A nice extra coaching idea here is to decide what role the texture is playing at any moment. Is it a bed, a cue, a fill, or a transition? If one sound is trying to do all four jobs at once, it usually gets muddy. But if you let it be one clear thing at a time, the whole track feels more intentional.
After that, group or bus the texture and shape it on its own. Use EQ Eight to high-pass around 120 to 250 hertz so it stays out of the kick and sub area. Add a little Saturator for glue, maybe some Drum Buss if you want extra bite, and use Compressor lightly if it needs a bit of control. If it’s too wide, narrow it. If it’s too flat, add a touch of life with saturation or a controlled reverb send. In heavier DnB, the crunchy texture should sit in the midrange story, not take over the low end.
Always do a quick mono and low-end reality check too. This kind of printed FX texture can easily hide low-frequency junk, wide stereo wash, or harsh upper mids. Flip to mono briefly, check the spectrum, and make sure there isn’t too much buildup around 200 to 500 hertz or 3 to 6 kilohertz. If there’s unwanted low end, high-pass more aggressively. The sub belongs to your bass layer, not your texture.

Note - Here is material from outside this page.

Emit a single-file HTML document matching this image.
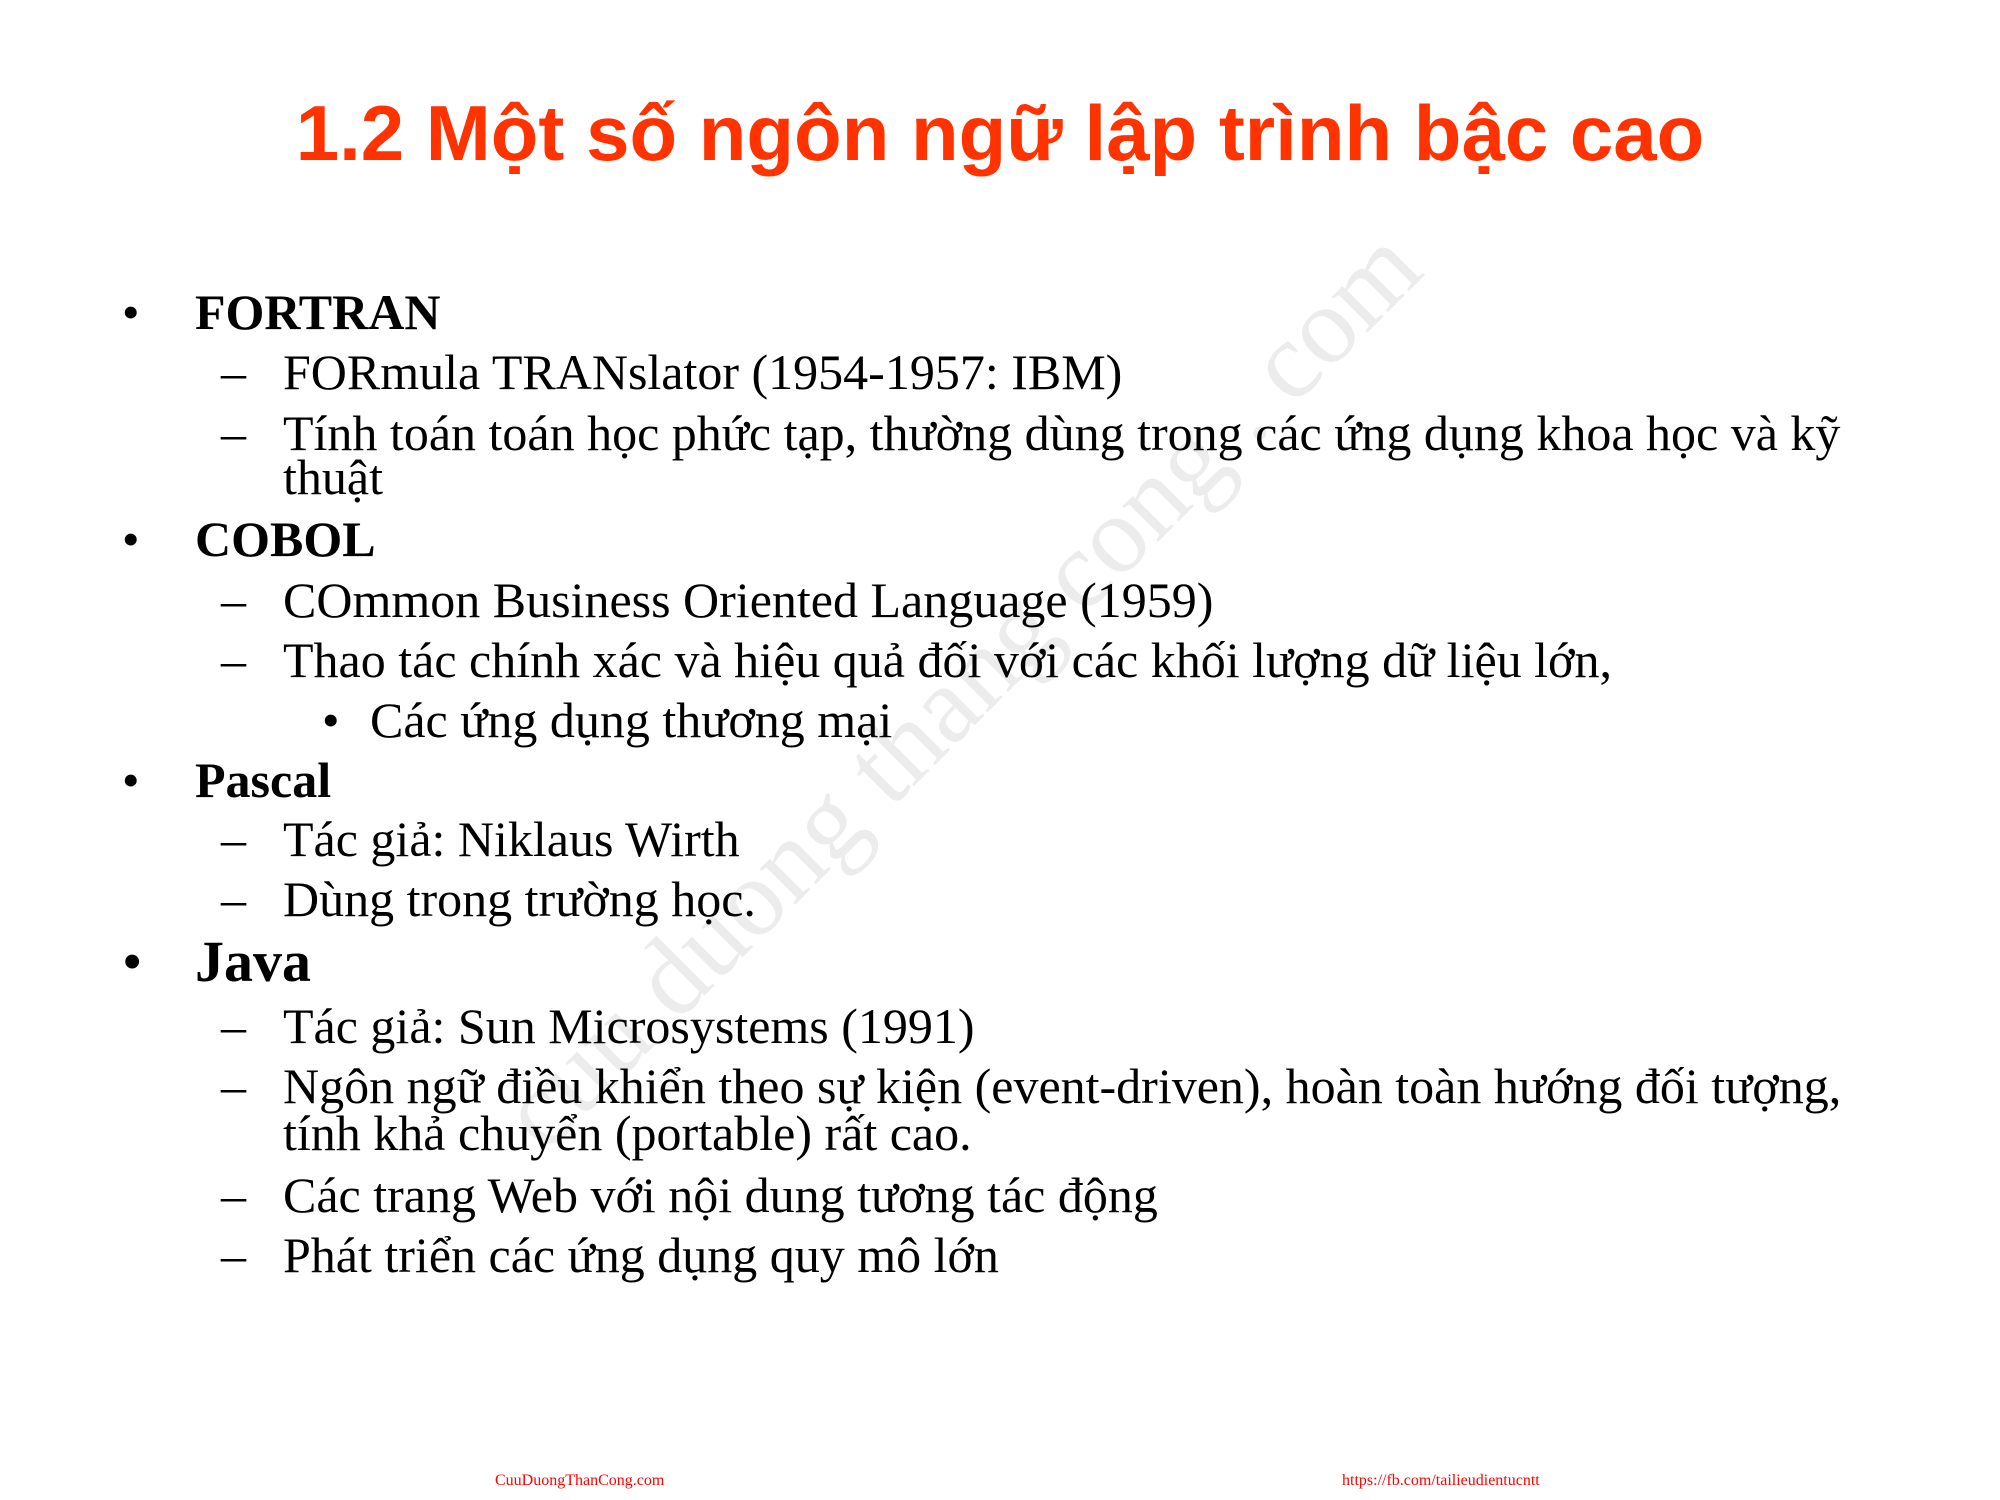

One really effective pro move is to print two versions: a darker, filtered version and a more crushed, aggressive version. Then switch or crossfade between them across sections. You can also make a reverse-fake by duplicating the sample, reversing it, and trimming it so the tail lands before the downbeat. That gives you a pseudo-riser that still feels like part of the original sound.

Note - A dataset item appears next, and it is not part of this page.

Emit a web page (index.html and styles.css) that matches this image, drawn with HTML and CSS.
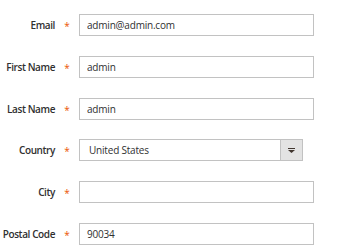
FILE: index.html
```html
<!DOCTYPE html>
<html lang="en">
<head>
    <meta charset="UTF-8">
    <meta name="viewport" content="width=device-width, initial-scale=1.0">
    <title>Account Information</title>
    <link rel="stylesheet" href="styles.css">
</head>
<body>

    <form class="account-form">
        <div class="field">
            <label for="email">Email</label>
            <span class="required">*</span>
            <input type="text" id="email" value="admin@admin.com">
        </div>

        <div class="field">
            <label for="first-name">First Name</label>
            <span class="required">*</span>
            <input type="text" id="first-name" value="admin">
        </div>

        <div class="field">
            <label for="last-name">Last Name</label>
            <span class="required">*</span>
            <input type="text" id="last-name" value="admin">
        </div>

        <div class="field">
            <label for="country">Country</label>
            <span class="required">*</span>
            <div class="select-wrap">
                <div class="select-value" id="country">United States</div>
                <div class="select-button">
                    <svg width="7" height="5" viewBox="0 0 7 5">
                        <rect x="0" y="0" width="7" height="1" fill="#41362f"/>
                        <path d="M0 2 L7 2 L3.5 5 Z" fill="#41362f"/>
                    </svg>
                </div>
            </div>
        </div>

        <div class="field">
            <label for="city">City</label>
            <span class="required">*</span>
            <input type="text" id="city" value="">
        </div>

        <div class="field">
            <label for="postal-code">Postal Code</label>
            <span class="required">*</span>
            <input type="text" id="postal-code" value="90034">
        </div>
    </form>

</body>
</html>
```

FILE: styles.css
```css
body {
    font-family: 'Open Sans', sans-serif;
    background-color: #fff;
    color: #303030;
    margin: 0;
    padding: 0;
}

.account-form {
    padding-top: 14px;
    display: flex;
    flex-direction: column;
    gap: 19.8px;
}

.field {
    display: grid;
    grid-template-columns: 55px 24px 235px;
    align-items: center;
    height: 22px;
}

.field label {
    text-align: right;
    white-space: nowrap;
    font-size: 10px;
    font-weight: 600;
    letter-spacing: -0.4px;
    color: #303030;
}

.required {
    color: #eb5202;
    font-size: 10px;
    text-align: center;
    padding-top: 2px;
}

.field input {
    box-sizing: border-box;
    width: 235px;
    height: 22px;
    border: 1px solid #c2c2c2;
    padding: 0 7px;
    font-family: 'Open Sans', sans-serif;
    font-size: 10px;
    letter-spacing: -0.2px;
    color: #303030;
    outline: none;
}

.select-wrap {
    box-sizing: border-box;
    display: flex;
    width: 224px;
    height: 22px;
    border: 1px solid #c2c2c2;
}

.select-value {
    flex: 1;
    padding: 0 9px;
    font-size: 10px;
    letter-spacing: -0.2px;
    line-height: 20px;
    color: #303030;
}

.select-button {
    width: 21px;
    border-left: 1px solid #c2c2c2;
    background-color: #e3e3e3;
    display: flex;
    align-items: center;
    justify-content: center;
}
```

If you want to get more performance-based, use Session View to audition a few variations quickly. Duplicate the resampled clip across different tracks, each with slightly different Simpler settings. One can be darker, one can be brighter, one can be stretched or more smeared. That way you can quickly find the version that supports the groove best before committing it to the arrangement.
And that’s the big picture here. You build a short FX chain with movement, print it into audio, load it into Simpler, and then automate filter, start point, pitch, and volume to create phrase-level tension. Keep it out of the sub range, keep it controlled in mono, and place it like a real DnB event in the track: intro, breakdown, pre-drop, or switch-up.
For your practice, try this in 15 minutes. Pick a short source sound. Build a four-device chain with Auto Filter, Saturator, Echo, and Reverb or Hybrid Reverb. Automate at least two parameters over four bars, then bounce it to audio. Load it into Simpler, make one dark version and one bright version, and place it over a four-bar drum loop with bass. Then automate it into the last bar before the drop. If you want the extra challenge, make it answer the snare or break accents so it feels like it belongs in the rhythm, not just floating on top of it.
That’s the workflow. Resample the vibe, turn it into an instrument, and use automation to make it feel like the track is mutating in real time. That’s how you get that crunchy, dusty, oldskool DnB character while staying fully inside Ableton Live 12 stock tools.